-- TASK TO CARRY OUT --
Please transcribe the data below exactly. Leave the pictures out.

-- SOURCE EXCERPT --
** Begin **

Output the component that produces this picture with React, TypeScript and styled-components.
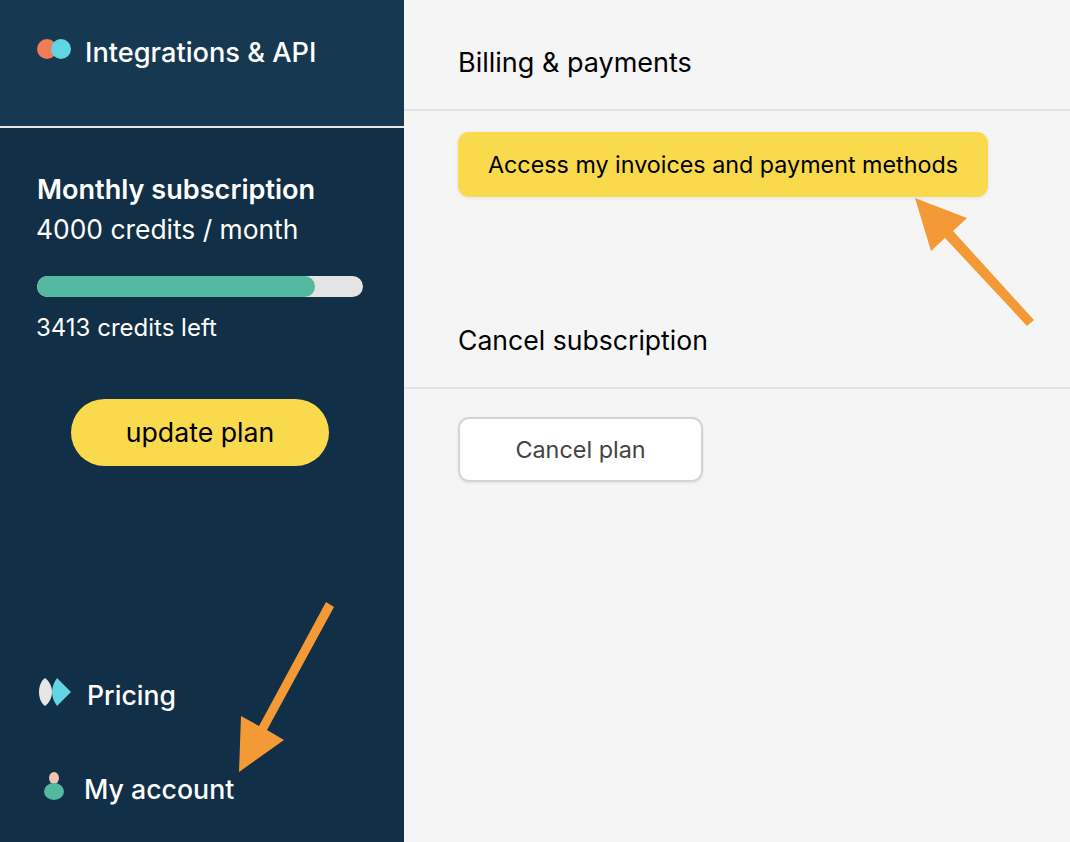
import React from "react";
import styled, {createGlobalStyle} from "styled-components";

const GlobalStyle = createGlobalStyle`
  html, body {
    margin: 0;
    padding: 0;
    height: 100%;
    overflow: hidden;
  }
  body {
    font-family: Inter, "Liberation Sans", sans-serif;
  }
`;

const Page = styled.div`
  position: relative;
  display: flex;
  width: 1070px;
  height: 842px;
  overflow: hidden;
  background: #f5f5f5;
`;

const Sidebar = styled.aside`
  display: flex;
  flex-flow: column nowrap;
  width: 404px;
  height: 100%;
  background: #112f46;
  color: #fff;
`;

const SidebarTop = styled.div`
  display: flex;
  align-items: flex-start;
  gap: 14px;
  box-sizing: border-box;
  height: 128px;
  padding: 37px 0 0 37px;
  background: #163951;
  border-bottom: 2px solid #e6e6e6;
`;

const NavLabel = styled.span<{$left?: number; $size: number}>`
  font-size: ${p => p.$size}px;
  font-weight: 500;
  line-height: 32px;
  margin-left: ${p => p.$left ?? 0}px;
`;

const BottomLabel = styled(NavLabel)`
  margin-bottom: 2px;
`;

const Plan = styled.section`
  display: flex;
  flex-flow: column nowrap;
  padding: 46px 41px 0 37px;
`;

const PlanTitle = styled.div`
  font-size: 27.1px;
  font-weight: 600;
  line-height: 32px;
`;

const PlanCredits = styled.div`
  font-size: 26.4px;
  font-weight: 400;
  line-height: 32px;
  margin: 7px 0 0 -1px;
`;

const Track = styled.div`
  height: 21px;
  margin-top: 31px;
  border-radius: 11px;
  background: #e4e4e4;
  overflow: hidden;
`;

const Fill = styled.div`
  height: 100%;
  border-radius: 11px;
  background: #53b9a0;
`;

const CreditsLeft = styled.div`
  margin: 17px 0 0 -1px;
  font-size: 24px;
  line-height: 28px;
`;

const UpdateButton = styled.button`
  align-self: center;
  width: 258px;
  height: 67px;
  margin-top: 57px;
  padding: 0 0 2px;
  border: 0;
  border-radius: 34px;
  background: #f9da4d;
  color: #000;
  font-family: inherit;
  font-size: 26.7px;
  font-weight: 400;
`;

const BottomNav = styled.nav`
  display: flex;
  flex-flow: column nowrap;
  margin-top: auto;
  padding: 0 0 36px 37px;
  gap: 62px;
`;

const NavItem = styled.div`
  display: flex;
  align-items: center;
  height: 32px;
`;

const Content = styled.main`
  flex: 1;
  padding-top: 45px;
  color: #000;
`;

const SectionTitle = styled.h2<{$size: number; $lineHeight: number; $bottom: number}>`
  margin: 0;
  padding: 0 0 ${p => p.$bottom}px 54px;
  border-bottom: 2px solid #e3e3e3;
  font-size: ${p => p.$size}px;
  font-weight: 400;
  line-height: ${p => p.$lineHeight}px;
`;

const Actions = styled.div<{$top: number; $height: number}>`
  padding: ${p => p.$top}px 0 0 54px;
  height: ${p => p.$height}px;
  box-sizing: border-box;
`;

const InvoiceButton = styled.button`
  display: block;
  width: 530px;
  height: 65px;
  padding: 0;
  border: 0;
  border-radius: 11px;
  background: #f9da4d;
  box-shadow: 0 1px 4px rgba(0, 0, 0, 0.08);
  color: #000;
  font-family: inherit;
  font-size: 23.3px;
  font-weight: 400;
`;

const CancelButton = styled.button`
  display: block;
  width: 245px;
  height: 65px;
  padding: 0;
  border: 2px solid #d4d4d4;
  border-radius: 11px;
  background: #fff;
  box-shadow: 0 1px 3px rgba(0, 0, 0, 0.08);
  color: #444;
  font-family: inherit;
  font-size: 23.4px;
  font-weight: 400;
`;

const Overlay = styled.svg`
  position: absolute;
  top: 0;
  left: 0;
  pointer-events: none;
`;

const CirclesIcon = styled.svg`
  flex: none;
  margin-top: 2px;
`;

const NavIcon = styled.svg<{$left: number}>`
  flex: none;
  margin: 0 0 8px ${p => p.$left}px;
`;

const App: React.FC = () => {
    const creditsPercent = (278 / 326) * 100;

    return (
        <Page>
            <GlobalStyle/>
            <Sidebar>
                <SidebarTop>
                    <CirclesIcon width={34} height={21} viewBox="0 0 34 21">
                        <circle cx="10" cy="10" r="10" fill="#f17c56"/>
                        <circle cx="24" cy="10" r="10" fill="#62d5e3"/>
                    </CirclesIcon>
                    <NavLabel $size={27.2}>Integrations &amp; API</NavLabel>
                </SidebarTop>
                <Plan>
                    <PlanTitle>Monthly subscription</PlanTitle>
                    <PlanCredits>4000 credits / month</PlanCredits>
                    <Track>
                        <Fill style={{width: `${creditsPercent}%`}}/>
                    </Track>
                    <CreditsLeft>3413 credits left</CreditsLeft>
                    <UpdateButton>update plan</UpdateButton>
                </Plan>
                <BottomNav>
                    <NavItem>
                        <NavIcon $left={2} width={32} height={28} viewBox="0 0 32 28">
                            <path d="M6 0 C2 3 0 8 0 14 C0 20 2 25 6 28 C10 25 13 20 13 14 C13 8 10 3 6 0 Z" fill="#e6e6e6"/>
                            <path d="M18 0 L32 14 L18 28 C15 24 13 19 13 14 C13 9 15 4 18 0 Z" fill="#62d5e3"/>
                        </NavIcon>
                        <BottomLabel $size={26.6} $left={16}>Pricing</BottomLabel>
                    </NavItem>
                    <NavItem>
                        <NavIcon $left={7} width={20} height={28} viewBox="0 0 20 28">
                            <ellipse cx="10" cy="6" rx="5" ry="6" fill="#f3c1b0"/>
                            <ellipse cx="10" cy="19.5" rx="10" ry="8.5" fill="#53b9a0"/>
                        </NavIcon>
                        <BottomLabel $size={26.7} $left={20}>My account</BottomLabel>
                    </NavItem>
                </BottomNav>
            </Sidebar>
            <Content>
                <SectionTitle $size={27} $lineHeight={36} $bottom={28}>Billing &amp; payments</SectionTitle>
                <Actions $top={21} $height={212}>
                    <InvoiceButton>Access my invoices and payment methods</InvoiceButton>
                </Actions>
                <SectionTitle $size={26.6} $lineHeight={34} $bottom={30}>Cancel subscription</SectionTitle>
                <Actions $top={28} $height={100}>
                    <CancelButton>Cancel plan</CancelButton>
                </Actions>
            </Content>
            <Overlay width={1070} height={842} viewBox="0 0 1070 842">
                <polygon points="915,198 967,218 953,231 1034,320 1027,326 945,238 931,251" fill="#f39a37"/>
                <polygon points="326,602 334,607 267,730 284,740 239,772 241,716 259,726" fill="#f39a37"/>
            </Overlay>
        </Page>
    );
};

export default App;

** End **

-- SOLUTION --
Output the component that produces this picture with React, TypeScript and styled-components.
import React from "react";
import styled, {createGlobalStyle} from "styled-components";

const GlobalStyle = createGlobalStyle`
  html, body {
    margin: 0;
    padding: 0;
    height: 100%;
    overflow: hidden;
  }
  body {
    font-family: Inter, "Liberation Sans", sans-serif;
  }
`;

const Page = styled.div`
  position: relative;
  display: flex;
  width: 1070px;
  height: 842px;
  overflow: hidden;
  background: #f5f5f5;
`;

const Sidebar = styled.aside`
  display: flex;
  flex-flow: column nowrap;
  width: 404px;
  height: 100%;
  background: #112f46;
  color: #fff;
`;

const SidebarTop = styled.div`
  display: flex;
  align-items: flex-start;
  gap: 14px;
  box-sizing: border-box;
  height: 128px;
  padding: 37px 0 0 37px;
  background: #163951;
  border-bottom: 2px solid #e6e6e6;
`;

const NavLabel = styled.span<{$left?: number; $size: number}>`
  font-size: ${p => p.$size}px;
  font-weight: 500;
  line-height: 32px;
  margin-left: ${p => p.$left ?? 0}px;
`;

const BottomLabel = styled(NavLabel)`
  margin-bottom: 2px;
`;

const Plan = styled.section`
  display: flex;
  flex-flow: column nowrap;
  padding: 46px 41px 0 37px;
`;

const PlanTitle = styled.div`
  font-size: 27.1px;
  font-weight: 600;
  line-height: 32px;
`;

const PlanCredits = styled.div`
  font-size: 26.4px;
  font-weight: 400;
  line-height: 32px;
  margin: 7px 0 0 -1px;
`;

const Track = styled.div`
  height: 21px;
  margin-top: 31px;
  border-radius: 11px;
  background: #e4e4e4;
  overflow: hidden;
`;

const Fill = styled.div`
  height: 100%;
  border-radius: 11px;
  background: #53b9a0;
`;

const CreditsLeft = styled.div`
  margin: 17px 0 0 -1px;
  font-size: 24px;
  line-height: 28px;
`;

const UpdateButton = styled.button`
  align-self: center;
  width: 258px;
  height: 67px;
  margin-top: 57px;
  padding: 0 0 2px;
  border: 0;
  border-radius: 34px;
  background: #f9da4d;
  color: #000;
  font-family: inherit;
  font-size: 26.7px;
  font-weight: 400;
`;

const BottomNav = styled.nav`
  display: flex;
  flex-flow: column nowrap;
  margin-top: auto;
  padding: 0 0 36px 37px;
  gap: 62px;
`;

const NavItem = styled.div`
  display: flex;
  align-items: center;
  height: 32px;
`;

const Content = styled.main`
  flex: 1;
  padding-top: 45px;
  color: #000;
`;

const SectionTitle = styled.h2<{$size: number; $lineHeight: number; $bottom: number}>`
  margin: 0;
  padding: 0 0 ${p => p.$bottom}px 54px;
  border-bottom: 2px solid #e3e3e3;
  font-size: ${p => p.$size}px;
  font-weight: 400;
  line-height: ${p => p.$lineHeight}px;
`;

const Actions = styled.div<{$top: number; $height: number}>`
  padding: ${p => p.$top}px 0 0 54px;
  height: ${p => p.$height}px;
  box-sizing: border-box;
`;

const InvoiceButton = styled.button`
  display: block;
  width: 530px;
  height: 65px;
  padding: 0;
  border: 0;
  border-radius: 11px;
  background: #f9da4d;
  box-shadow: 0 1px 4px rgba(0, 0, 0, 0.08);
  color: #000;
  font-family: inherit;
  font-size: 23.3px;
  font-weight: 400;
`;

const CancelButton = styled.button`
  display: block;
  width: 245px;
  height: 65px;
  padding: 0;
  border: 2px solid #d4d4d4;
  border-radius: 11px;
  background: #fff;
  box-shadow: 0 1px 3px rgba(0, 0, 0, 0.08);
  color: #444;
  font-family: inherit;
  font-size: 23.4px;
  font-weight: 400;
`;

const Overlay = styled.svg`
  position: absolute;
  top: 0;
  left: 0;
  pointer-events: none;
`;

const CirclesIcon = styled.svg`
  flex: none;
  margin-top: 2px;
`;

const NavIcon = styled.svg<{$left: number}>`
  flex: none;
  margin: 0 0 8px ${p => p.$left}px;
`;

const App: React.FC = () => {
    const creditsPercent = (278 / 326) * 100;

    return (
        <Page>
            <GlobalStyle/>
            <Sidebar>
                <SidebarTop>
                    <CirclesIcon width={34} height={21} viewBox="0 0 34 21">
                        <circle cx="10" cy="10" r="10" fill="#f17c56"/>
                        <circle cx="24" cy="10" r="10" fill="#62d5e3"/>
                    </CirclesIcon>
                    <NavLabel $size={27.2}>Integrations &amp; API</NavLabel>
                </SidebarTop>
                <Plan>
                    <PlanTitle>Monthly subscription</PlanTitle>
                    <PlanCredits>4000 credits / month</PlanCredits>
                    <Track>
                        <Fill style={{width: `${creditsPercent}%`}}/>
                    </Track>
                    <CreditsLeft>3413 credits left</CreditsLeft>
                    <UpdateButton>update plan</UpdateButton>
                </Plan>
                <BottomNav>
                    <NavItem>
                        <NavIcon $left={2} width={32} height={28} viewBox="0 0 32 28">
                            <path d="M6 0 C2 3 0 8 0 14 C0 20 2 25 6 28 C10 25 13 20 13 14 C13 8 10 3 6 0 Z" fill="#e6e6e6"/>
                            <path d="M18 0 L32 14 L18 28 C15 24 13 19 13 14 C13 9 15 4 18 0 Z" fill="#62d5e3"/>
                        </NavIcon>
                        <BottomLabel $size={26.6} $left={16}>Pricing</BottomLabel>
                    </NavItem>
                    <NavItem>
                        <NavIcon $left={7} width={20} height={28} viewBox="0 0 20 28">
                            <ellipse cx="10" cy="6" rx="5" ry="6" fill="#f3c1b0"/>
                            <ellipse cx="10" cy="19.5" rx="10" ry="8.5" fill="#53b9a0"/>
                        </NavIcon>
                        <BottomLabel $size={26.7} $left={20}>My account</BottomLabel>
                    </NavItem>
                </BottomNav>
            </Sidebar>
            <Content>
                <SectionTitle $size={27} $lineHeight={36} $bottom={28}>Billing &amp; payments</SectionTitle>
                <Actions $top={21} $height={212}>
                    <InvoiceButton>Access my invoices and payment methods</InvoiceButton>
                </Actions>
                <SectionTitle $size={26.6} $lineHeight={34} $bottom={30}>Cancel subscription</SectionTitle>
                <Actions $top={28} $height={100}>
                    <CancelButton>Cancel plan</CancelButton>
                </Actions>
            </Content>
            <Overlay width={1070} height={842} viewBox="0 0 1070 842">
                <polygon points="915,198 967,218 953,231 1034,320 1027,326 945,238 931,251" fill="#f39a37"/>
                <polygon points="326,602 334,607 267,730 284,740 239,772 241,716 259,726" fill="#f39a37"/>
            </Overlay>
        </Page>
    );
};

export default App;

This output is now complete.